4K camera systems give you more pixels to work with, which increases the chance of identifying a person or vehicle. That doesn’t mean every camera needs to be 4K, but your most important views should be.

Camera placement: coverage beats quantity

Four well-placed cameras can outperform eight randomly mounted ones. Theft coverage usually needs three categories:

First, a wide overview that shows the whole scene, so you understand what happened and where someone came from. Second, a close-up angle at face height where a person naturally looks up (near a walkway, gate, or door). Third, a vehicle view that watches the driveway or street approach.

Common mistakes we see include mounting too high (great for seeing heads, not faces), aiming into direct sunlight (washed-out footage), and ignoring the side yard entirely.

NVR systems vs cloud cameras

For theft, local recording through an NVR (network video recorder) is often the most dependable option. It records continuously, keeps higher-quality video, and doesn’t depend on a perfect Wi‑Fi connection.

Cloud cameras can be a good fit for smaller needs or renters because they’re easy to start with and offer offsite storage. The trade-off is that many rely on motion events and can miss critical seconds, or degrade video quality to save bandwidth. Also, if your internet drops, cloud cameras may stop recording.

A hybrid approach can work too: an NVR system for reliable recording, plus cloud access for quick sharing and remote viewing.
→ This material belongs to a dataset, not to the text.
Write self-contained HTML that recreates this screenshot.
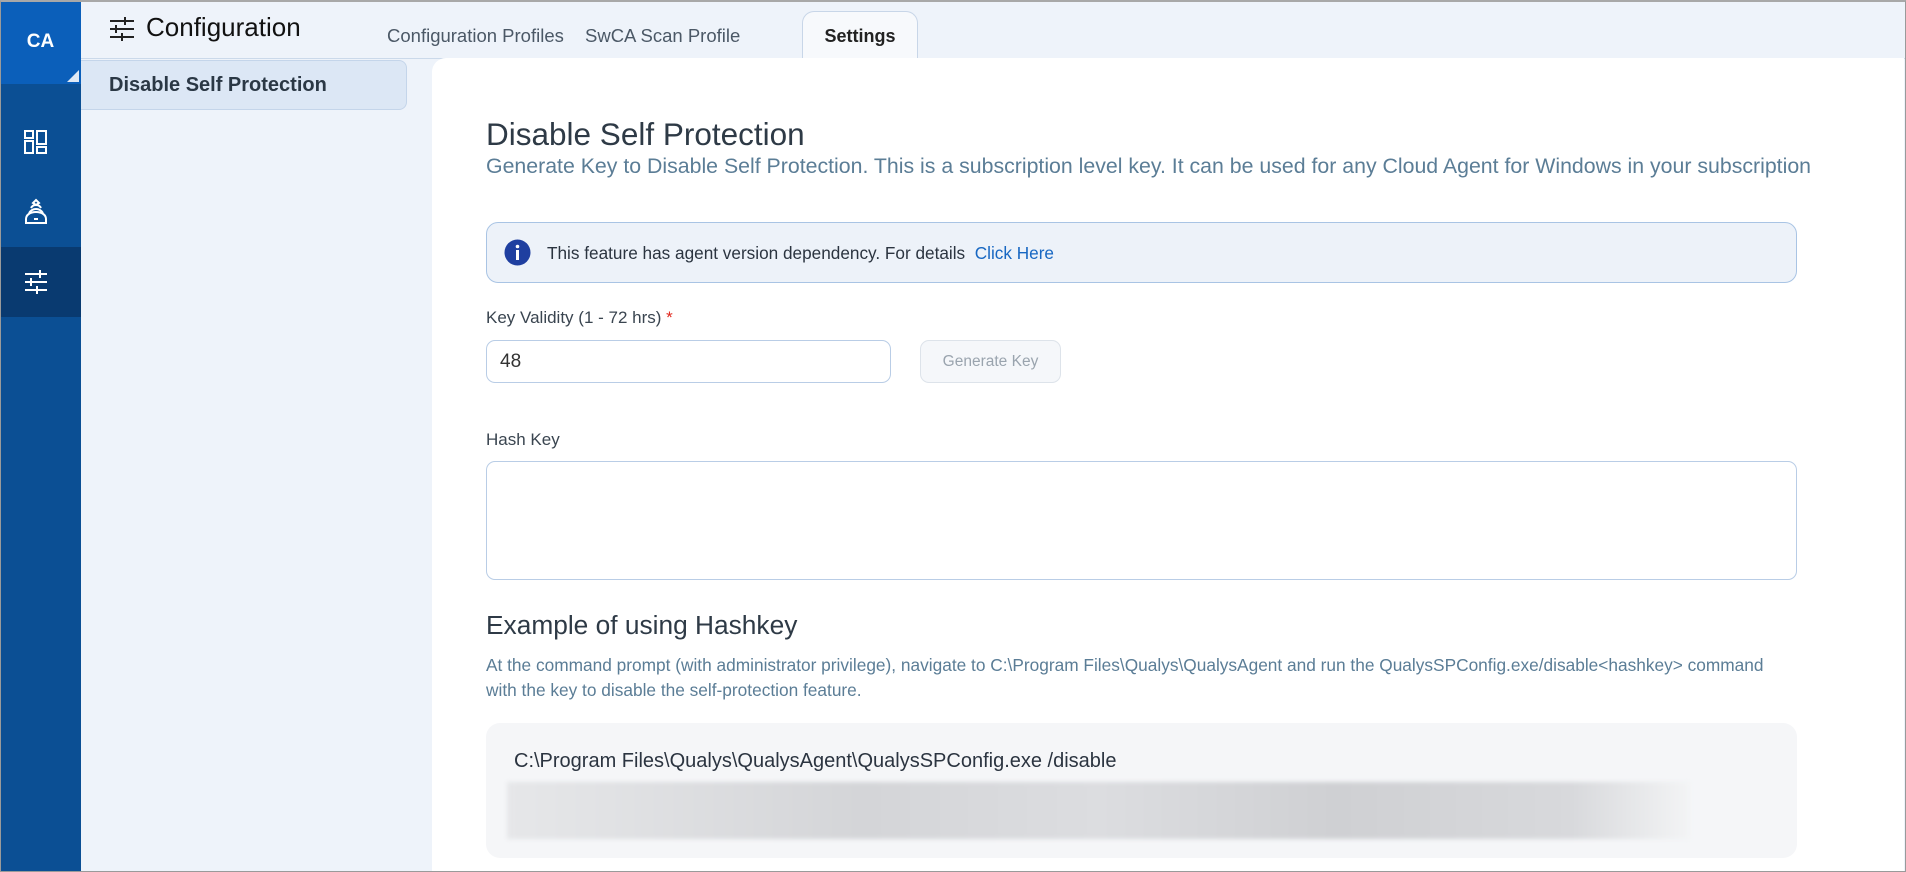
<!DOCTYPE html>
<html><head><meta charset="utf-8"><style>
*{margin:0;padding:0;box-sizing:border-box}
body{width:1906px;height:872px;overflow:hidden;font-family:"Liberation Sans",Arial,sans-serif;background:#eef3fa;position:relative;color:#2c3640}
.frame{position:absolute;inset:0;border:1px solid #9a9a9a;border-top:2px solid #a8a8a8;pointer-events:none;z-index:10}
.side{position:absolute;left:0;top:0;width:81px;height:872px;background:#0b4f94;z-index:5}
.ca{position:absolute;left:0;top:0;width:81px;height:84px;background:#0b5fba;color:#fff;font-weight:bold;font-size:19px;text-align:center;line-height:84px}
.ca:after{content:"";position:absolute;right:2px;bottom:2px;border-left:12px solid transparent;border-bottom:12px solid #dfe9f5}
.sel{position:absolute;left:0;top:247px;width:81px;height:70px;background:#093a70}
.ic{position:absolute;left:22px}
.abs{position:absolute;white-space:nowrap}
.card{position:absolute;left:432px;top:58px;right:2px;bottom:0;background:#fff;border-top-left-radius:14px}
</style></head><body>
<div class="side">
<div class="ca">CA</div>
<svg class="ic" style="top:128px" width="28" height="28" viewBox="0 0 28 28" fill="none" stroke="#fff" stroke-width="2"><rect x="3" y="3" width="8" height="7"/><rect x="3" y="13" width="8" height="12"/><rect x="15" y="3" width="9" height="13"/><rect x="15" y="19" width="9" height="6"/></svg>
<svg class="ic" style="top:197px" width="28" height="30" viewBox="0 0 28 30" fill="none" stroke="#fff" stroke-width="2"><path d="M14 3l3 3-3 2-3-2z"/><path d="M9 11c1-2 3-3 5-3s4 1 5 3"/><path d="M7 16c2-3 4-4 7-4s5 1 7 4"/><path d="M4 26v-4c0-4 4-7 10-7s10 3 10 7v4z"/><path d="M12 22h4"/></svg>
<div class="sel"></div>
<svg class="ic" style="top:268px" width="28" height="28" viewBox="0 0 28 28" fill="none" stroke="#fff" stroke-width="2"><path d="M3 6h22M3 14h22M3 22h22"/><path d="M18 2v8M9 10v8M15 18v8"/></svg>
</div>
<svg class="abs" style="left:109px;top:17px" width="26" height="24" viewBox="0 0 26 24" fill="none" stroke="#222" stroke-width="2"><path d="M1 4h24M1 12h24M1 20h24"/><path d="M16 0v8M7 8v8M13 16v8"/></svg>
<div class="abs" style="left:146px;top:12px;font-size:26px;color:#111">Configuration</div>
<div class="abs" style="left:387px;top:25px;font-size:18.5px;color:#4b5866">Configuration Profiles</div>
<div class="abs" style="left:585px;top:25px;font-size:18.5px;color:#4b5866">SwCA Scan Profile</div>
<div class="abs" style="left:802px;top:11px;width:116px;height:50px;background:#f7f9fc;border:1px solid #c8d6e8;border-bottom:none;border-radius:12px 12px 0 0;text-align:center;font-size:18px;font-weight:bold;line-height:48px;color:#222">Settings</div>
<div class="abs" style="left:81px;top:58px;width:1825px;height:1px;background:#cbd9ea"></div>
<div class="abs" style="left:81px;top:60px;width:326px;height:50px;background:#dce7f5;border:1px solid #c4d5ea;border-left:none;border-radius:0 8px 8px 0;font-size:20px;font-weight:bold;line-height:48px;padding-left:28px;color:#2b3845">Disable Self Protection</div>
<div class="card"></div>
<div class="abs" style="left:486px;top:116px;font-size:31.5px;color:#2e3a46">Disable Self Protection</div>
<div class="abs" style="left:486px;top:154px;font-size:21.3px;color:#5b7d96">Generate Key to Disable Self Protection. This is a subscription level key. It can be used for any Cloud Agent for Windows in your subscription</div>
<div class="abs" style="left:486px;top:222px;width:1311px;height:61px;background:#edf2f9;border:1px solid #a9c4e4;border-radius:12px"></div>
<svg class="abs" style="left:504px;top:239px" width="27" height="27" viewBox="0 0 27 27"><circle cx="13.5" cy="13.5" r="13" fill="#1f3fa0"/><circle cx="13.5" cy="7.5" r="1.8" fill="#fff"/><rect x="12" y="11" width="3" height="10" fill="#fff"/></svg>
<div class="abs" style="left:547px;top:243px;font-size:17.2px;color:#2b3440">This feature has agent version dependency. For details &nbsp;<span style="color:#1767c2">Click Here</span></div>
<div class="abs" style="left:486px;top:308px;font-size:17px;color:#3a4550">Key Validity (1 - 72 hrs) <span style="color:#e0261c">*</span></div>
<div class="abs" style="left:486px;top:340px;width:405px;height:43px;border:1px solid #b9cde6;border-radius:9px;font-size:19px;line-height:41px;padding-left:13px;color:#333">48</div>
<div class="abs" style="left:920px;top:340px;width:141px;height:43px;border:1px solid #dde3ea;background:#f5f7fa;border-radius:9px;font-size:15.5px;line-height:41px;text-align:center;color:#9aa4ae">Generate Key</div>
<div class="abs" style="left:486px;top:430px;font-size:17px;color:#3a4550">Hash Key</div>
<div class="abs" style="left:486px;top:461px;width:1311px;height:119px;border:1px solid #b9cde6;border-radius:9px"></div>
<div class="abs" style="left:486px;top:610px;font-size:26.3px;color:#2e3a46">Example of using Hashkey</div>
<div class="abs" style="left:486px;top:653px;font-size:17.3px;line-height:25px;color:#5b7d96">At the command prompt (with administrator privilege), navigate to C:\Program Files\Qualys\QualysAgent and run the QualysSPConfig.exe/disable&lt;hashkey&gt; command<br>with the key to disable the self-protection feature.</div>
<div class="abs" style="left:486px;top:723px;width:1311px;height:135px;background:#f5f6f8;border-radius:14px"></div>
<div class="abs" style="left:514px;top:750px;font-size:20px;color:#2b3440">C:\Program Files\Qualys\QualysAgent\QualysSPConfig.exe /disable</div>
<div class="abs" style="left:507px;top:782px;width:1183px;height:57px;background:linear-gradient(90deg,#e6e7e9,#d4d5d8 30%,#dcdde0 50%,#cfd0d3 70%,#d8d9dc 90%,#f3f4f5);filter:blur(2px)"></div>
<div class="frame"></div>
</body></html>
Remote access that people actually use

Remote access is only helpful if it’s simple. The most effective systems let you pull up live views quickly, scrub through recorded footage without guessing, and share a clip with law enforcement or a neighbor in a couple of taps.

If your current app is confusing, it’s not a “you” problem. It usually means the system wasn’t designed around the way you live. Ease of use is security, because you’re more likely to check cameras, respond to alerts, and adjust habits.
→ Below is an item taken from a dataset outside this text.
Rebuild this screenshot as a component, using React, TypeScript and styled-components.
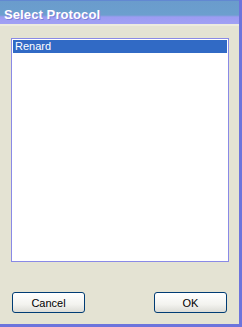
import styled, { createGlobalStyle } from 'styled-components'

const Global = createGlobalStyle`
  html, body {
    margin: 0;
    padding: 0;
    background: #e4e3d3;
  }
`

const Window = styled.div`
  width: 242px;
  height: 327px;
  box-sizing: border-box;
  display: flex;
  flex-direction: column;
  background: #e4e3d3;
  border-right: 3px solid #6c74dc;
  border-bottom: 3px solid #6c74dc;
  font-family: Tahoma, "Liberation Sans", Arial, sans-serif;
`

const TitleBar = styled.div`
  height: 26px;
  box-sizing: border-box;
  display: flex;
  align-items: center;
  padding: 2px 0 0 4px;
  background: linear-gradient(
    to bottom,
    #5a74d6 0px,
    #6a9ccc 1px,
    #6c9fce 15px,
    #9c9cf2 17px,
    #a0a0f4 24px,
    #ecebdf 24px
  );
  color: #fff;
  font-weight: bold;
  font-size: 13px;
  letter-spacing: 0.1px;
  text-shadow: 1px 1px 0 #8080d8;
`

const Body = styled.div`
  flex: 1;
  display: flex;
  flex-direction: column;
  padding: 12px 10px 0 11px;
`

const List = styled.div`
  height: 224px;
  box-sizing: border-box;
  background: #fff;
  border: 1px solid #8a8ae6;
  padding: 1px;
`

const Item = styled.div<{ $selected?: boolean }>`
  height: 13px;
  line-height: 13px;
  padding-left: 2px;
  font-size: 11px;
  background: ${p => (p.$selected ? '#316ac5' : 'transparent')};
  color: ${p => (p.$selected ? '#fff' : '#000')};
`

const ButtonRow = styled.div`
  display: flex;
  justify-content: space-between;
  margin-top: 30px;
  padding: 0 2px 0 1px;
`

const Button = styled.button`
  width: 73px;
  height: 21px;
  box-sizing: border-box;
  border: 1px solid #003c74;
  border-radius: 3px;
  background: linear-gradient(to bottom, #ffffff 0%, #f3f3ef 60%, #dcdcd6 100%);
  font-family: Tahoma, "Liberation Sans", Arial, sans-serif;
  font-size: 11px;
  color: #000;
  padding: 0;
`

export default function App() {
  return (
    <>
      <Global />
      <Window>
        <TitleBar>Select Protocol</TitleBar>
        <Body>
          <List>
            <Item $selected>Renard</Item>
          </List>
          <ButtonRow>
            <Button>Cancel</Button>
            <Button>OK</Button>
          </ButtonRow>
        </Body>
      </Window>
    </>
  )
}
Alarm systems: detection and response when you’re not home

Cameras document. Alarms interrupt.

A well-designed alarm system can do two things cameras can’t do alone: make noise (which changes behavior) and notify you immediately. For theft prevention, door and window sensors are basic but effective, especially on garage doors and any door that isn’t in your daily line of sight.

If you’re deciding between self-monitoring and professional monitoring, it depends on your schedule and how you handle alerts. Self-monitoring is fine for people who can reliably respond. Professional monitoring can help if you travel, work long shifts, or simply don’t want the burden of deciding whether every notification is real.

The trade-off is false alarms. The best alarm setups reduce them through correct sensor placement, sane notification settings, and a quick routine your household follows.

Doorbells and porch theft: helpful, but don’t over-trust them

Video doorbells are popular for a reason: they’re easy to install and they cover the most obvious approach. They can deter casual package theft and help you communicate with delivery drivers.

But porch thieves adapt. Many cover their face, approach from the side, or move fast enough that a single angle doesn’t capture much detail. If packages are your main issue, consider adding a second camera that covers the porch from the corner of the house, plus better lighting.

Also consider changing the “opportunity” itself: delivery notes, a lockable parcel box, or holding packages at a pickup location for high-value items.

The garage: the theft magnet most homes under-protect

Garages are frequently targeted because they often contain tools, bikes, and easy access into the home. The best theft protection here is a combination of:

A camera that clearly shows the garage door and driveway, a sensor on the overhead door, and lighting that triggers when someone enters the driveway. If you have an interior door from garage to house, treat it like an exterior door - solid core, good deadbolt, reinforced strike plate.

If you store expensive items, add a camera inside the garage. Interior cameras raise privacy questions for some families, so placement matters. Aiming it at the garage door and tool area (not toward the house door) can provide coverage without feeling intrusive.

Signs, stickers, and “security theater”

Visible deterrence has value, but only when it matches real capability. A yard sign can make a thief pick a different house, but it won’t help you identify anyone afterward.

If you’re going to use signage, pair it with lighting and at least basic camera coverage. Otherwise it’s more about feeling protected than being protected.

DIY vs professional installation: where the difference shows up

DIY systems are better than doing nothing, and for some homes they’re enough. The problems appear in the details: Wi‑Fi dead zones, camera angles that miss faces, cables run in exposed areas, recorders placed where they can be stolen, and settings that cause missed motion events.

Professional design and installation matters most when your property has side access, detached structures, long driveways, or specific coverage goals like reading plates at night. A pro also helps you avoid buying the wrong mix of cameras - for example, using a wide-angle camera where you really need a tighter view for identification.

If you want a local team that designs around your layout and walks you through how to use the system after it’s installed, StaySafe365 focuses on clean 4K camera installations with reliable NVR recording and straightforward remote access for Sacramento-area homes and businesses.

How to choose the right setup for your home

Start with the question: “What’s being stolen, and where?” If it’s packages, prioritize porch angles and lighting. If it’s tools, focus on garage coverage and side-yard access. If it’s vehicle-related, cover the driveway approach and street view.

Next, map the routes someone would take to avoid being seen. Side gates, side doors, back fences, and dark corners matter more than the front door in many neighborhoods.

Finally, decide what outcome you want. Deterrence alone is a valid goal. So is evidence for a police report or an insurance claim. Your answer affects camera resolution, recording type, and placement.

A good security plan doesn’t have to be complicated. It just needs to match reality: how your home is approached, how theft happens in your area, and what you need the system to do when you’re asleep, at work, or out of town.

The most helpful way to think about it is this: if you make your property brighter, harder to access quietly, and easier to identify on video, theft becomes a lot less attractive - and your home becomes a lot easier to protect with confidence.